* **Written problem**: Your task is to output the listing word for word, with pictures excluded.

* **Material provided**:
================
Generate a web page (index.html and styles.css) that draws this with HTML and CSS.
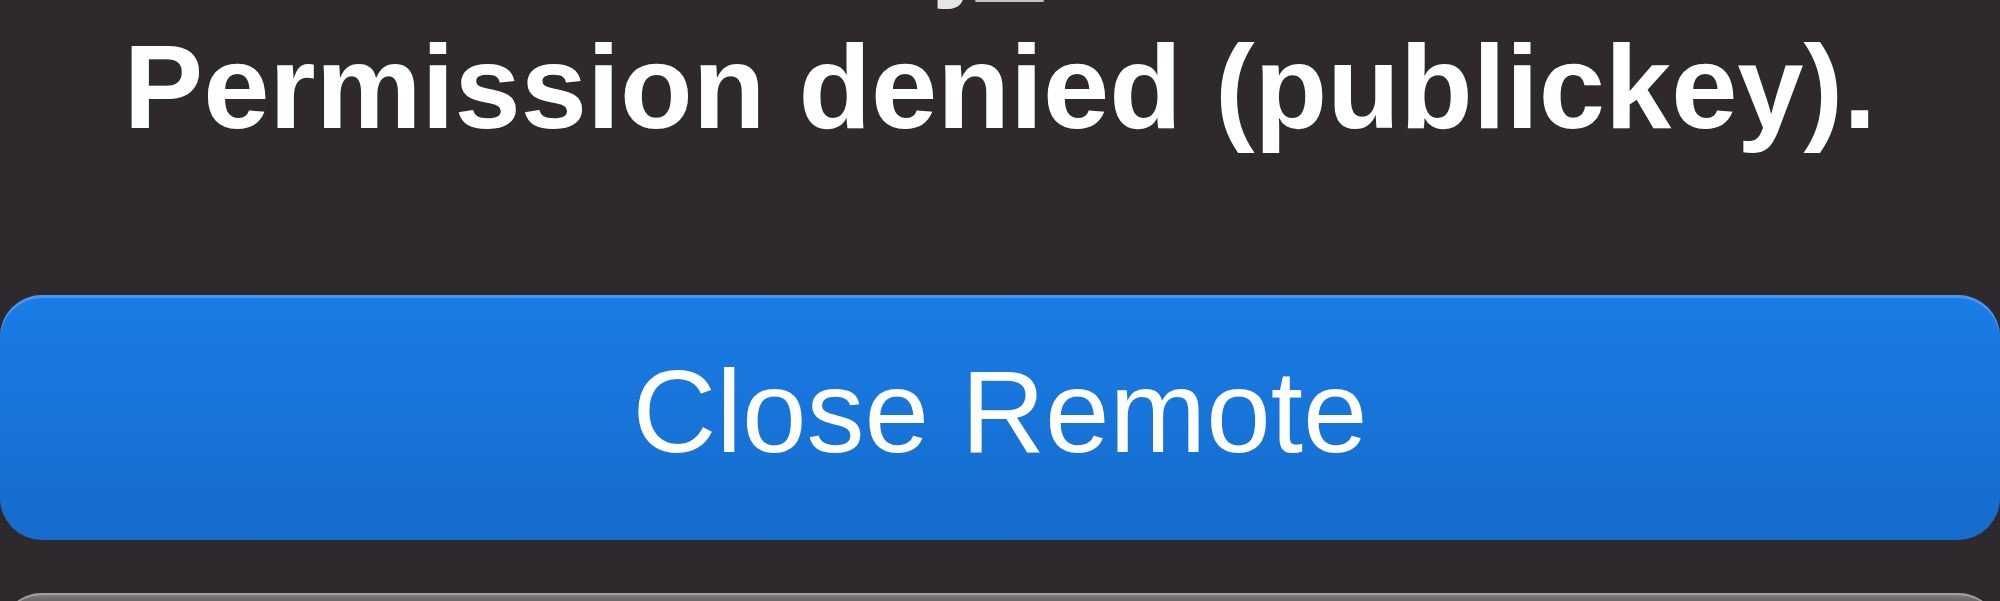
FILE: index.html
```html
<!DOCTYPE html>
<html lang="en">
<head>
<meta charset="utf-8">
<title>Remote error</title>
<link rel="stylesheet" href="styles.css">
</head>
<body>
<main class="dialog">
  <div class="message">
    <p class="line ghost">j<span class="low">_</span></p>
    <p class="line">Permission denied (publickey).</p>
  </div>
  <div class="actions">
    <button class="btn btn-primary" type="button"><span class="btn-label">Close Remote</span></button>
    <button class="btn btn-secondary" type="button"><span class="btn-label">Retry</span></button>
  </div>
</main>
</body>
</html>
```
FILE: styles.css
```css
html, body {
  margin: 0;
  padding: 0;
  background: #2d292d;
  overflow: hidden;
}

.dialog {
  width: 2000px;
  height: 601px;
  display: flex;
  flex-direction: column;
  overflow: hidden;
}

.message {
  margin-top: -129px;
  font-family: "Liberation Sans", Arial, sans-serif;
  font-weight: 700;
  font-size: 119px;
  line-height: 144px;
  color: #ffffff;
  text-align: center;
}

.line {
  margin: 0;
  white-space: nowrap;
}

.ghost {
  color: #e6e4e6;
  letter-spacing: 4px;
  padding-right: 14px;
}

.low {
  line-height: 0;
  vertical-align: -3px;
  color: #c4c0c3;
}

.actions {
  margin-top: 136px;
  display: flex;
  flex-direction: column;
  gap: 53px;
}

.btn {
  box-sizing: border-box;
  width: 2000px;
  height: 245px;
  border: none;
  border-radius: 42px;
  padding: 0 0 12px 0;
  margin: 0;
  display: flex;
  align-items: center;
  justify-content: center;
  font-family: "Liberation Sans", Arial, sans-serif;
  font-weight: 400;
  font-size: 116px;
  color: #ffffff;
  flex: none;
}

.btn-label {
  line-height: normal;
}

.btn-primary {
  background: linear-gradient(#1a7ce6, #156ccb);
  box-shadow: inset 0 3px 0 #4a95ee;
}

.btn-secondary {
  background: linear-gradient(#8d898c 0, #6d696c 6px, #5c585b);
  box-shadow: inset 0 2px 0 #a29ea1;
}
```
================
* **Solution to the problem**:
Generate a web page (index.html and styles.css) that draws this with HTML and CSS.
FILE: index.html
```html
<!DOCTYPE html>
<html lang="en">
<head>
<meta charset="utf-8">
<title>Remote error</title>
<link rel="stylesheet" href="styles.css">
</head>
<body>
<main class="dialog">
  <div class="message">
    <p class="line ghost">j<span class="low">_</span></p>
    <p class="line">Permission denied (publickey).</p>
  </div>
  <div class="actions">
    <button class="btn btn-primary" type="button"><span class="btn-label">Close Remote</span></button>
    <button class="btn btn-secondary" type="button"><span class="btn-label">Retry</span></button>
  </div>
</main>
</body>
</html>
```
FILE: styles.css
```css
html, body {
  margin: 0;
  padding: 0;
  background: #2d292d;
  overflow: hidden;
}

.dialog {
  width: 2000px;
  height: 601px;
  display: flex;
  flex-direction: column;
  overflow: hidden;
}

.message {
  margin-top: -129px;
  font-family: "Liberation Sans", Arial, sans-serif;
  font-weight: 700;
  font-size: 119px;
  line-height: 144px;
  color: #ffffff;
  text-align: center;
}

.line {
  margin: 0;
  white-space: nowrap;
}

.ghost {
  color: #e6e4e6;
  letter-spacing: 4px;
  padding-right: 14px;
}

.low {
  line-height: 0;
  vertical-align: -3px;
  color: #c4c0c3;
}

.actions {
  margin-top: 136px;
  display: flex;
  flex-direction: column;
  gap: 53px;
}

.btn {
  box-sizing: border-box;
  width: 2000px;
  height: 245px;
  border: none;
  border-radius: 42px;
  padding: 0 0 12px 0;
  margin: 0;
  display: flex;
  align-items: center;
  justify-content: center;
  font-family: "Liberation Sans", Arial, sans-serif;
  font-weight: 400;
  font-size: 116px;
  color: #ffffff;
  flex: none;
}

.btn-label {
  line-height: normal;
}

.btn-primary {
  background: linear-gradient(#1a7ce6, #156ccb);
  box-shadow: inset 0 3px 0 #4a95ee;
}

.btn-secondary {
  background: linear-gradient(#8d898c 0, #6d696c 6px, #5c585b);
  box-shadow: inset 0 2px 0 #a29ea1;
}
```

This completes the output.